Apparel Retailers and Third-Party Sales: Too Little, Too Late?
The advantage of a third-party-friendly platform like Amazon is that it is a one-stop-shop for the vast majority of its customers. Not only does product breadth and diversity result in higher search rankings, but it also reduces cart abandonment rates—recently estimated as high as 69.8 percent in 2020 for all consumer purchases. And for apparel, it can be much higher. Recent data from SaleCycle indicates cart abandonment rates of almost 90 percent for the fashion industry.

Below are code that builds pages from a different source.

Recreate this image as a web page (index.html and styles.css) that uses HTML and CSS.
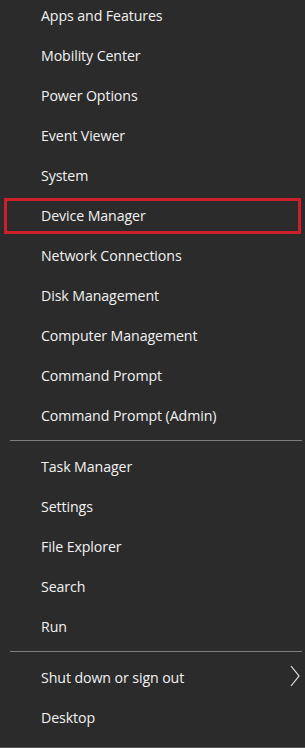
FILE: index.html
```html
<!DOCTYPE html>
<html lang="en">
<head>
  <meta charset="UTF-8">
  <title>Quick Link Menu</title>
  <link rel="stylesheet" href="styles.css">
</head>
<body>

  <div class="menu">
    <ul class="group first">
      <li class="item">Apps and Features</li>
      <li class="item">Mobility Center</li>
      <li class="item">Power Options</li>
      <li class="item">Event Viewer</li>
      <li class="item">System</li>
      <li class="item highlight">Device Manager</li>
      <li class="item">Network Connections</li>
      <li class="item">Disk Management</li>
      <li class="item">Computer Management</li>
      <li class="item">Command Prompt</li>
      <li class="item">Command Prompt (Admin)</li>
    </ul>

    <div class="separator"></div>

    <ul class="group">
      <li class="item">Task Manager</li>
      <li class="item">Settings</li>
      <li class="item">File Explorer</li>
      <li class="item">Search</li>
      <li class="item">Run</li>
    </ul>

    <div class="separator"></div>

    <ul class="group">
      <li class="item submenu">
        <span>Shut down or sign out</span>
        <svg class="chevron" width="10" height="22" viewBox="0 0 10 22">
          <polyline points="1,1 9,11 1,21" fill="none" stroke="#e8e8e8" stroke-width="1.2"/>
        </svg>
      </li>
      <li class="item">Desktop</li>
    </ul>
  </div>

</body>
</html>
```

FILE: styles.css
```css
body {
  margin: 0;
  background-color: #2b2b2b;
  font-family: 'Open Sans', 'Noto Sans', sans-serif;
  color: #f2f2f2;
}

.menu {
  height: 748px;
  box-sizing: border-box;
  border-bottom: 1px solid #5a5a5a;
  overflow: hidden;
}

.group {
  list-style: none;
  margin: 0;
  padding: 0;
}

.item {
  position: relative;
  height: 32px;
  line-height: 32px;
  margin-bottom: 8px;
  padding-left: 41px;
  font-size: 14.2px;
  letter-spacing: -0.1px;
  white-space: nowrap;
}

.item.highlight::after {
  content: "";
  position: absolute;
  top: -2px;
  bottom: -2px;
  left: 4px;
  right: 4px;
  border: 3px solid #cc1f2c;
}

.separator {
  height: 1px;
  background-color: #7e7e7e;
  margin: 0 3px 10px 10px;
}

.submenu {
  display: flex;
  justify-content: space-between;
  align-items: center;
  padding-right: 5px;
}

.chevron {
  margin-top: -5px;
}
```
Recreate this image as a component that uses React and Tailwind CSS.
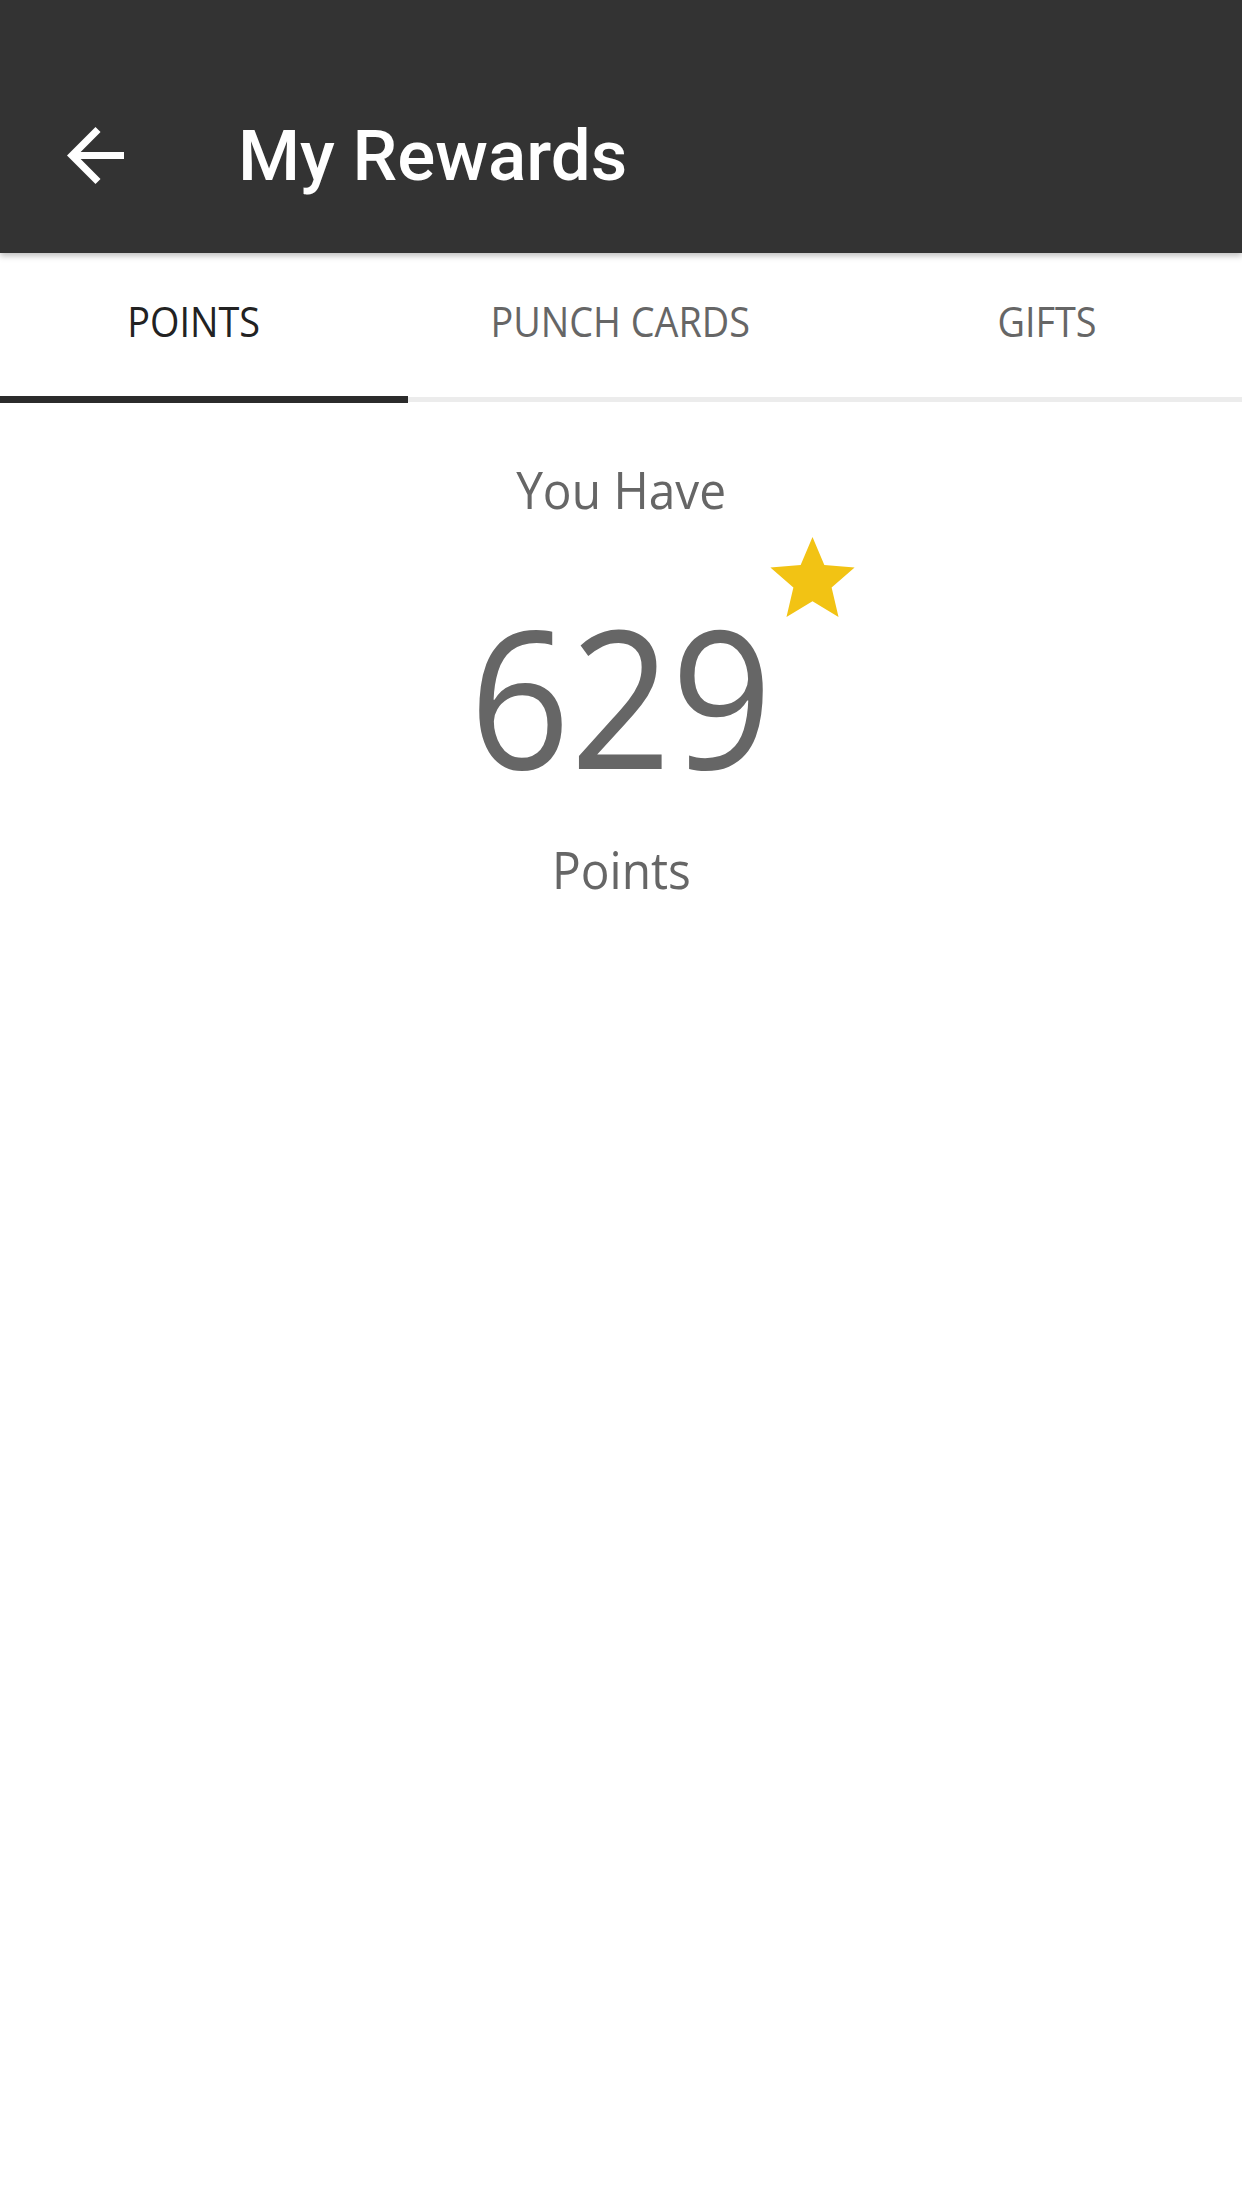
import { useState } from 'react';

const tabs = [
  { label: 'POINTS', width: 'w-[408px]', pad: 'pr-[20px]' },
  { label: 'PUNCH CARDS', width: 'flex-1', pad: 'pl-[7px]' },
  { label: 'GIFTS', width: 'flex-1', pad: 'pl-[27px]' },
];

const BackArrow = () => (
  <svg viewBox="4 4 16 16" width="57" height="57" fill="#ffffff">
    <path d="M20 11H7.83l5.59-5.59L12 4l-8 8 8 8 1.41-1.41L7.83 13H20v-2z" />
  </svg>
);

const Star = () => (
  <svg viewBox="2 2 20 19" width="85" height="80" fill="#f2c314">
    <path d="M12 17.27L18.18 21l-1.64-7.03L22 9.24l-7.19-.61L12 2 9.19 8.63 2 9.24l5.46 4.73L5.82 21z" />
  </svg>
);

const App = () => {
  const [active, setActive] = useState(0);
  const points = 629;

  return (
    <div className="min-h-screen bg-white font-['Open_Sans',sans-serif]">
      {/* toolbar */}
      <header className="relative z-10 bg-[#333333] pt-[58px] shadow-[0_3px_6px_rgba(0,0,0,0.25)]">
        <div className="flex h-[195px] items-center">
          <button className="ml-[67px] flex items-center">
            <BackArrow />
          </button>
          <h1 className="ml-[114px] font-['Roboto',sans-serif] text-[71px] font-medium leading-none text-white">
            My Rewards
          </h1>
        </div>
      </header>

      {/* tabs */}
      <nav className="flex">
        {tabs.map((tab, i) => (
          <button key={tab.label} onClick={() => setActive(i)} className={`${tab.width} flex flex-col`}>
            <div className={`flex h-[143px] w-full items-center justify-center pb-[8px] ${tab.pad}`}>
              <span
                className={`inline-block scale-x-[0.9] whitespace-nowrap text-[42px] font-medium leading-none ${
                  active === i ? 'text-[#222222]' : 'text-[#666666]'
                }`}
              >
                {tab.label}
              </span>
            </div>
            {active === i ? (
              <div className="h-[7px] w-full bg-[#2b2b2b]" />
            ) : (
              <div className="my-[1px] h-[5px] w-full bg-[#ececec]" />
            )}
          </button>
        ))}
      </nav>

      {/* points */}
      <main className="flex flex-col items-center pt-[60px] font-medium text-[#666666]">
        <p className="scale-x-[0.92] text-[52px] leading-none">You Have</p>
        <div className="relative mt-[84px]">
          <span className="block scale-x-[0.92] text-[192px] leading-none">{points}</span>
          <div className="absolute left-full top-[-62px] ml-[-16px]">
            <Star />
          </div>
        </div>
        <p className="mt-[52px] scale-x-[0.92] text-[52px] leading-none">Points</p>
      </main>
    </div>
  );
};

export default App;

Big apparel retailers who cultivated their identity long before the rise of eCommerce are just as vulnerable to abandonment as they are to decreased customer loyalty in a changing medium. In an increasingly crowded marketplace, reputation can frequently be the sole lifeline for brands transitioning from brick and mortar to digital. The third-party marketplace has already become flooded with counterfeiters and assorted bad actors, as much prevalent on Amazon as they are in any untested market. And if big apparel retailers don’t carefully vet just who they’re collaborating with and ensure there’s a high potential audience in place, they could easily risk permanently tarnishing their very brand image.
But for the likes of Express, which views third-party partnerships as critical to their 2024 goal of $1 Billion in online sales, it’s a gamble which has already begun to pay off.
“We are very, very happy with the quarter-over-quarter and month-over-month growth we are seeing in the marketplace,” said Express CEO Timothy Baxter in reference to third-party partnerships.